Hoyer and Minority Leader Nancy Pelosi’s (D-Calif.) ability to keep all of their Democrats in the “no” column — including a few who originally voted in favor of the bill — made Republican vote-counters’ jobs that much harder.
“I think what we saw happen there was that the number of Democrats we usually have was just not there,” said Blunt, who also admitted that the leadership may have rushed the bill to the floor too quickly.
“Even a bill designed to cut gas prices needed more time to talk about it than Members had,” Blunt said.
Blunt would not directly address a question about whether the vote was an important one for him in his new position as Majority Leader and Whip. But Blunt did say he was looking forward to coming back after this week’s recess.
“I think we’ll all benefit from having a week to have a more normal approach to the floor,” he said.
While Blunt may be serving as Majority Leader since the indictment of Rep. Tom DeLay (R-Texas) prompted him to step down from that post, DeLay was certainly not on the sidelines during Friday’s vote. The Texan could be seen on the floor actively working his colleagues, particularly Rep. Roscoe Bartlett (R-Md.), who was eventually persuaded by DeLay and others to vote for the bill.
In the end another Maryland Republican, Rep. Wayne Gilchrest, made the difference by changing his vote to “aye” and breaking a 211-211 tie.

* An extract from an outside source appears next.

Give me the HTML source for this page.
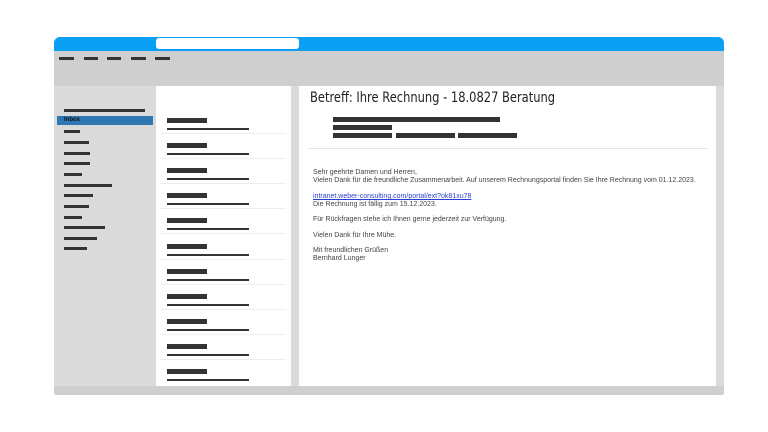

When the vote was gaveled closed, Democrats chanted “Shame!” after having made several parliamentary inquiries during the vote to demand that it be closed.
Pelosi said afterwards that the vote was just the latest example of the Republican abuses of power in the House, accusing the GOP of “holding votes open for the sole purpose of reversing the outcome of the vote.”
She charged that the vote should have taken five minutes, but instead took “nine times that long” so that the “indicted leader” DeLay could engage in “arm twisting” to pass the bill.
“This is a shameless display of the culture of corruption in the House of Representatives,” she said.
But Republicans countered that it was Democrats who were playing politics with an important policy issue.
“I think they’re trying to embarrass Republicans politically instead of thinking of Americans at the gas pump,” said Ron Bonjean, spokesman for Speaker Dennis Hastert (R-Ill.).